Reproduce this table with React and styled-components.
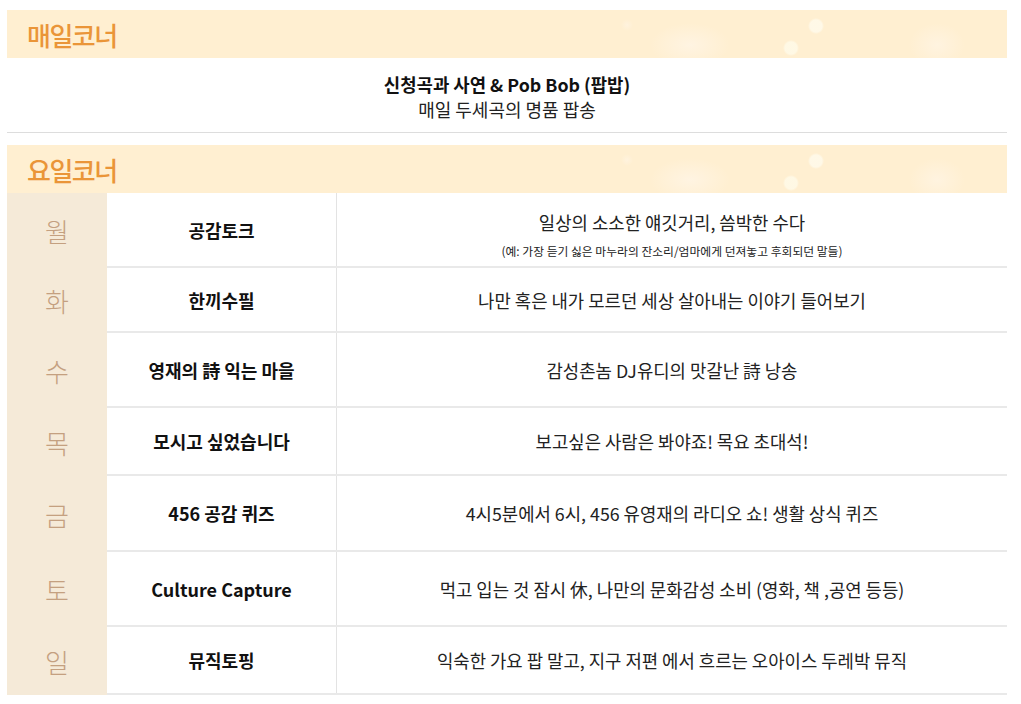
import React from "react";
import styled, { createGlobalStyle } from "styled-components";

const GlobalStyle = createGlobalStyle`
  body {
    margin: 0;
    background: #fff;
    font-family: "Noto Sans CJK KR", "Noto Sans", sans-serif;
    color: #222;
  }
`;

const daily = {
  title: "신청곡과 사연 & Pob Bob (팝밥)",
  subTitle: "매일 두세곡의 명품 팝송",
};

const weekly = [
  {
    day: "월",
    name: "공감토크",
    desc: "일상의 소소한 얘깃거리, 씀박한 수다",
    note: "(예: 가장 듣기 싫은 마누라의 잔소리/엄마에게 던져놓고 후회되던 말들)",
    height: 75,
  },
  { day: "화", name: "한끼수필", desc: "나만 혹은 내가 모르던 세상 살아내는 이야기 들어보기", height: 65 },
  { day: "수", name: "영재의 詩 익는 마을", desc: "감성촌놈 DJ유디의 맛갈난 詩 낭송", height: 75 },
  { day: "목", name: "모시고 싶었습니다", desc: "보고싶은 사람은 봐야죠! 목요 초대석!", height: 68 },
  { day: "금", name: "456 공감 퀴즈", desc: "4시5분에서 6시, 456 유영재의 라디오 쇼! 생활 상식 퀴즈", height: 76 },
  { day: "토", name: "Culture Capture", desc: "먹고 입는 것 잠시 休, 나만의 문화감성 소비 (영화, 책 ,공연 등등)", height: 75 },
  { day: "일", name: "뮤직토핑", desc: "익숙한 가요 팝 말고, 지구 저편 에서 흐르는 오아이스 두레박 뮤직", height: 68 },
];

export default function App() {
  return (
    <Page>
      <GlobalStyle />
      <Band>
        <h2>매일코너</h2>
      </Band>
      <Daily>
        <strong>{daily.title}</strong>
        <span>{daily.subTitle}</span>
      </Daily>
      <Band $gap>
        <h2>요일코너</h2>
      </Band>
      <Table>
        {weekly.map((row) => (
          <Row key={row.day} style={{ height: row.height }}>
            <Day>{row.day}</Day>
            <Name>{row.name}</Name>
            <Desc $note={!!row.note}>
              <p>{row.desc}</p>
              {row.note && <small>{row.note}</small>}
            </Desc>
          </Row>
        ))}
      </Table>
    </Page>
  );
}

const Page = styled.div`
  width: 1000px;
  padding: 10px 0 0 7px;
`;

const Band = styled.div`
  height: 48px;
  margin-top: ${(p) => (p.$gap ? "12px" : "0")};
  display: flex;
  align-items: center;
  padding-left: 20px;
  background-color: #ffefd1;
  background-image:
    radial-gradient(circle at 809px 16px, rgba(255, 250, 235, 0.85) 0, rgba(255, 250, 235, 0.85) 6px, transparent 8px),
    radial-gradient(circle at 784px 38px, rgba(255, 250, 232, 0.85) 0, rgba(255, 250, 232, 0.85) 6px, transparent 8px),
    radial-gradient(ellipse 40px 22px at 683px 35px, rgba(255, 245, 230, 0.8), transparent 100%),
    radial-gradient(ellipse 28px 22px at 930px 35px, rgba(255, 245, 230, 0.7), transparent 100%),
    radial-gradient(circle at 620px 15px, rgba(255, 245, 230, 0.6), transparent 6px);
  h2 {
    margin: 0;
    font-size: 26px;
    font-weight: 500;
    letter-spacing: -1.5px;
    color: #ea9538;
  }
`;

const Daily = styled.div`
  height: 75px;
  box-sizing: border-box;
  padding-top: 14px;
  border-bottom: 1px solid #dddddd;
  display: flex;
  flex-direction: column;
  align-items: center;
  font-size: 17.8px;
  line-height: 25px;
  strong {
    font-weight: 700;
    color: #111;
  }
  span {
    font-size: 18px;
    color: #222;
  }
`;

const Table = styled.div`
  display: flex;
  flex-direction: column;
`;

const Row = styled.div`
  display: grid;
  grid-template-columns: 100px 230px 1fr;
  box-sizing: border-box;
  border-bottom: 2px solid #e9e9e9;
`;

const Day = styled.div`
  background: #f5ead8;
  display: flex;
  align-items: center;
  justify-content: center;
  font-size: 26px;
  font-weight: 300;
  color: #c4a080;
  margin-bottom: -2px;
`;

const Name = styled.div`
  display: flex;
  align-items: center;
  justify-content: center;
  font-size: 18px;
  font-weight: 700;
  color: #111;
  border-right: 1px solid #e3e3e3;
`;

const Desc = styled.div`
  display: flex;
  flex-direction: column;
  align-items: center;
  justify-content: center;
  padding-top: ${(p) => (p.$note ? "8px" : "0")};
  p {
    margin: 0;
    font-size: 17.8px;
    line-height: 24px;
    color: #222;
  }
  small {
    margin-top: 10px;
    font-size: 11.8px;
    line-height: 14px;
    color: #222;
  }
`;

○ ○ ○ ○

Restate the entire listing word for word, excluding pictures.

◆ **The response**
Reproduce this table with React and styled-components.
import React from "react";
import styled, { createGlobalStyle } from "styled-components";

const GlobalStyle = createGlobalStyle`
  body {
    margin: 0;
    background: #fff;
    font-family: "Noto Sans CJK KR", "Noto Sans", sans-serif;
    color: #222;
  }
`;

const daily = {
  title: "신청곡과 사연 & Pob Bob (팝밥)",
  subTitle: "매일 두세곡의 명품 팝송",
};

const weekly = [
  {
    day: "월",
    name: "공감토크",
    desc: "일상의 소소한 얘깃거리, 씀박한 수다",
    note: "(예: 가장 듣기 싫은 마누라의 잔소리/엄마에게 던져놓고 후회되던 말들)",
    height: 75,
  },
  { day: "화", name: "한끼수필", desc: "나만 혹은 내가 모르던 세상 살아내는 이야기 들어보기", height: 65 },
  { day: "수", name: "영재의 詩 익는 마을", desc: "감성촌놈 DJ유디의 맛갈난 詩 낭송", height: 75 },
  { day: "목", name: "모시고 싶었습니다", desc: "보고싶은 사람은 봐야죠! 목요 초대석!", height: 68 },
  { day: "금", name: "456 공감 퀴즈", desc: "4시5분에서 6시, 456 유영재의 라디오 쇼! 생활 상식 퀴즈", height: 76 },
  { day: "토", name: "Culture Capture", desc: "먹고 입는 것 잠시 休, 나만의 문화감성 소비 (영화, 책 ,공연 등등)", height: 75 },
  { day: "일", name: "뮤직토핑", desc: "익숙한 가요 팝 말고, 지구 저편 에서 흐르는 오아이스 두레박 뮤직", height: 68 },
];

export default function App() {
  return (
    <Page>
      <GlobalStyle />
      <Band>
        <h2>매일코너</h2>
      </Band>
      <Daily>
        <strong>{daily.title}</strong>
        <span>{daily.subTitle}</span>
      </Daily>
      <Band $gap>
        <h2>요일코너</h2>
      </Band>
      <Table>
        {weekly.map((row) => (
          <Row key={row.day} style={{ height: row.height }}>
            <Day>{row.day}</Day>
            <Name>{row.name}</Name>
            <Desc $note={!!row.note}>
              <p>{row.desc}</p>
              {row.note && <small>{row.note}</small>}
            </Desc>
          </Row>
        ))}
      </Table>
    </Page>
  );
}

const Page = styled.div`
  width: 1000px;
  padding: 10px 0 0 7px;
`;

const Band = styled.div`
  height: 48px;
  margin-top: ${(p) => (p.$gap ? "12px" : "0")};
  display: flex;
  align-items: center;
  padding-left: 20px;
  background-color: #ffefd1;
  background-image:
    radial-gradient(circle at 809px 16px, rgba(255, 250, 235, 0.85) 0, rgba(255, 250, 235, 0.85) 6px, transparent 8px),
    radial-gradient(circle at 784px 38px, rgba(255, 250, 232, 0.85) 0, rgba(255, 250, 232, 0.85) 6px, transparent 8px),
    radial-gradient(ellipse 40px 22px at 683px 35px, rgba(255, 245, 230, 0.8), transparent 100%),
    radial-gradient(ellipse 28px 22px at 930px 35px, rgba(255, 245, 230, 0.7), transparent 100%),
    radial-gradient(circle at 620px 15px, rgba(255, 245, 230, 0.6), transparent 6px);
  h2 {
    margin: 0;
    font-size: 26px;
    font-weight: 500;
    letter-spacing: -1.5px;
    color: #ea9538;
  }
`;

const Daily = styled.div`
  height: 75px;
  box-sizing: border-box;
  padding-top: 14px;
  border-bottom: 1px solid #dddddd;
  display: flex;
  flex-direction: column;
  align-items: center;
  font-size: 17.8px;
  line-height: 25px;
  strong {
    font-weight: 700;
    color: #111;
  }
  span {
    font-size: 18px;
    color: #222;
  }
`;

const Table = styled.div`
  display: flex;
  flex-direction: column;
`;

const Row = styled.div`
  display: grid;
  grid-template-columns: 100px 230px 1fr;
  box-sizing: border-box;
  border-bottom: 2px solid #e9e9e9;
`;

const Day = styled.div`
  background: #f5ead8;
  display: flex;
  align-items: center;
  justify-content: center;
  font-size: 26px;
  font-weight: 300;
  color: #c4a080;
  margin-bottom: -2px;
`;

const Name = styled.div`
  display: flex;
  align-items: center;
  justify-content: center;
  font-size: 18px;
  font-weight: 700;
  color: #111;
  border-right: 1px solid #e3e3e3;
`;

const Desc = styled.div`
  display: flex;
  flex-direction: column;
  align-items: center;
  justify-content: center;
  padding-top: ${(p) => (p.$note ? "8px" : "0")};
  p {
    margin: 0;
    font-size: 17.8px;
    line-height: 24px;
    color: #222;
  }
  small {
    margin-top: 10px;
    font-size: 11.8px;
    line-height: 14px;
    color: #222;
  }
`;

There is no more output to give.